Profiting on this information requires an educational component. Often after a trade is reported a stock might go in the opposite direction for a day or two and then make its big move in the opposite direction. A knowledge of chart reading is helpful in determining levels of support and resistance. Stephanie Kammerman has an app, which gives both the Dark Pool trades and the support and resistance data each day for a very small monthly cost. Options are often the best vehicle because you may buy both a put and a call for a small cost and have an excellent probability of a high percentage gain, especially when the Dark Pool trades are massive. Usually the stocks make their moves within a two-week period.

All trading requires risk management. An investor must employ risk management strategies. Proper trade sizing, diversification, stop loss provisions and hedging when positions are held overnight are used. I have been using Stephanie’s services for about six months and have found following Dark Pool trades to be a significant part of my trading profits. 
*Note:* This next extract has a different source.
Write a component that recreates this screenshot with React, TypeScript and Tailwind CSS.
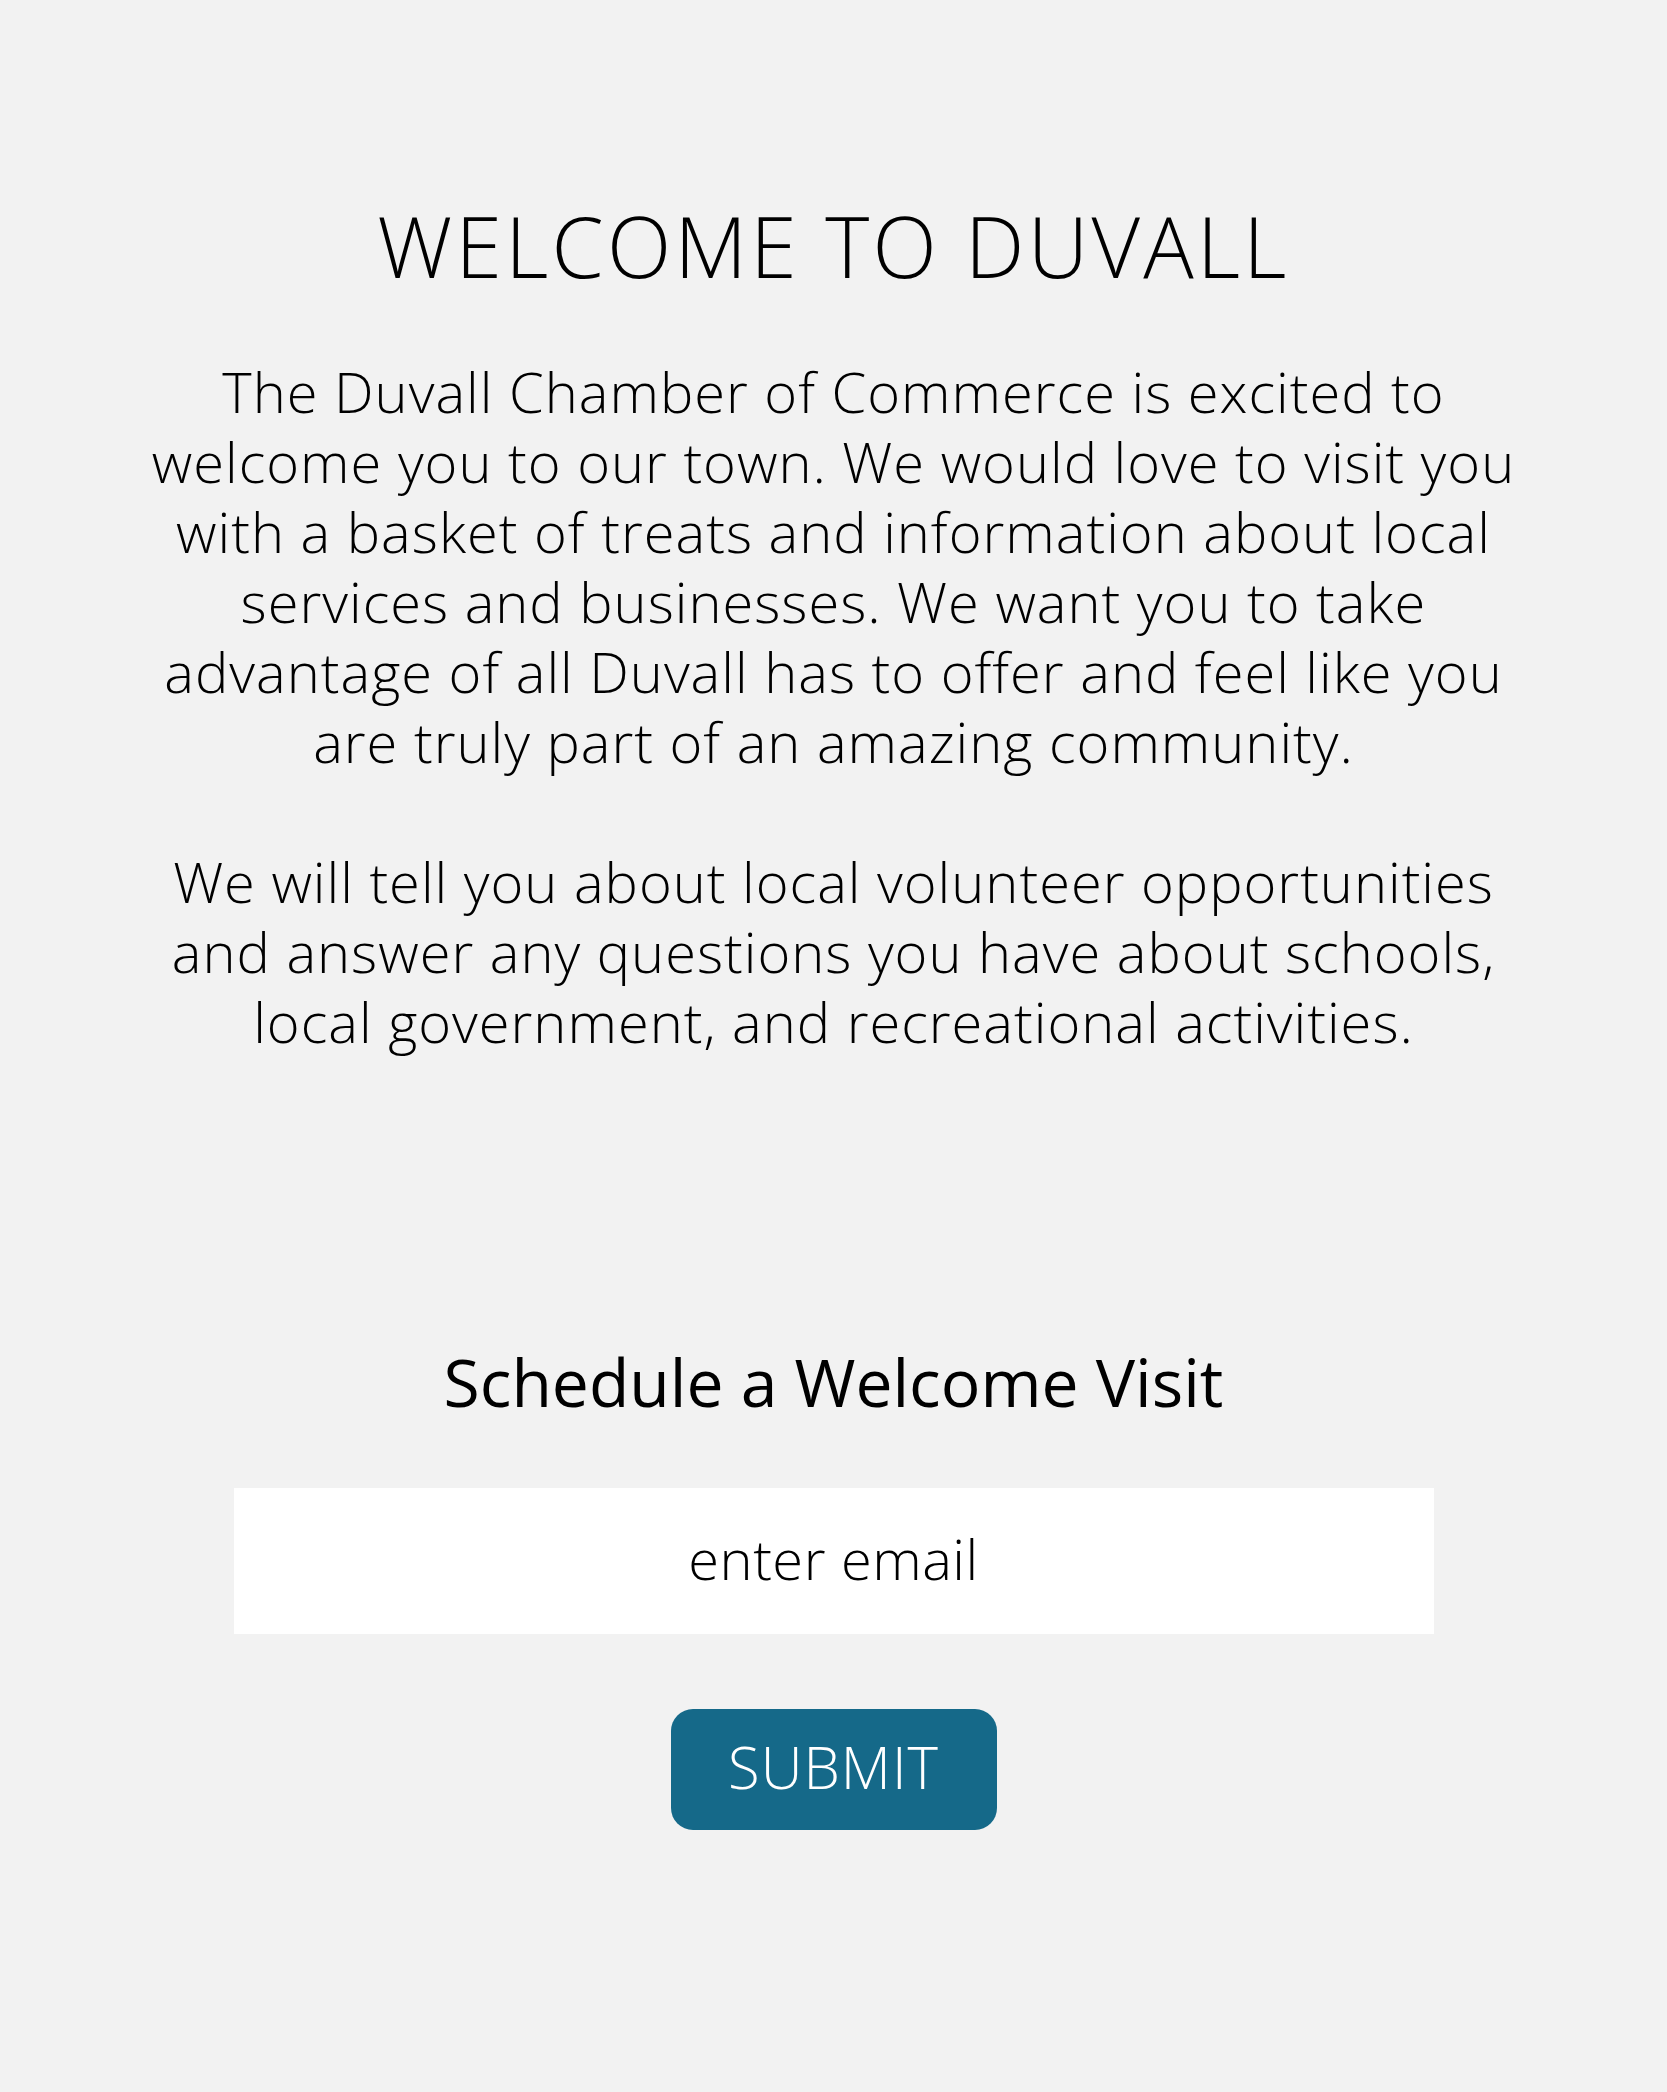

2.  Monitoring Large Option Trades

The Najarian brothers seen on CNBC consider monitoring large options trades to be their #1 most profitable investment strategy. In their new book, Follow The Smart Money they discuss how they use their valuable information.

I subscribe to a service named Trade-Alert.com. Trade-Alert is a programmable service that reports option trades in seconds from all the option exchanges. I have found that particularly large transactions executed simultaneously across all the option exchanges (in effect taking all options available at a particular strike price) in the same expiration month are the most valuable. It is of particular interest if it is an odd number of options bought at the offering price with a strike price above the current market price and a cost that represents a great deal of money. It is also helpful if the expiration date is not far away from the trade date.

Risk management is important here as well. Do not over buy and do have a plan for risk control before you invest. I have found that I need to execute at a favorable price right away or I need to have patience to enter correctly. Others follow these trades, so you must act quickly or wait for a reasonable entry point.

It took me a while to master my emotions in order to use this information wisely. At first I bought immediately. If I was fast enough I did well, but if I was just a few seconds late, I paid too much and had an immediate loss. I learned to wait for a good set up to buy even if it took a day or two.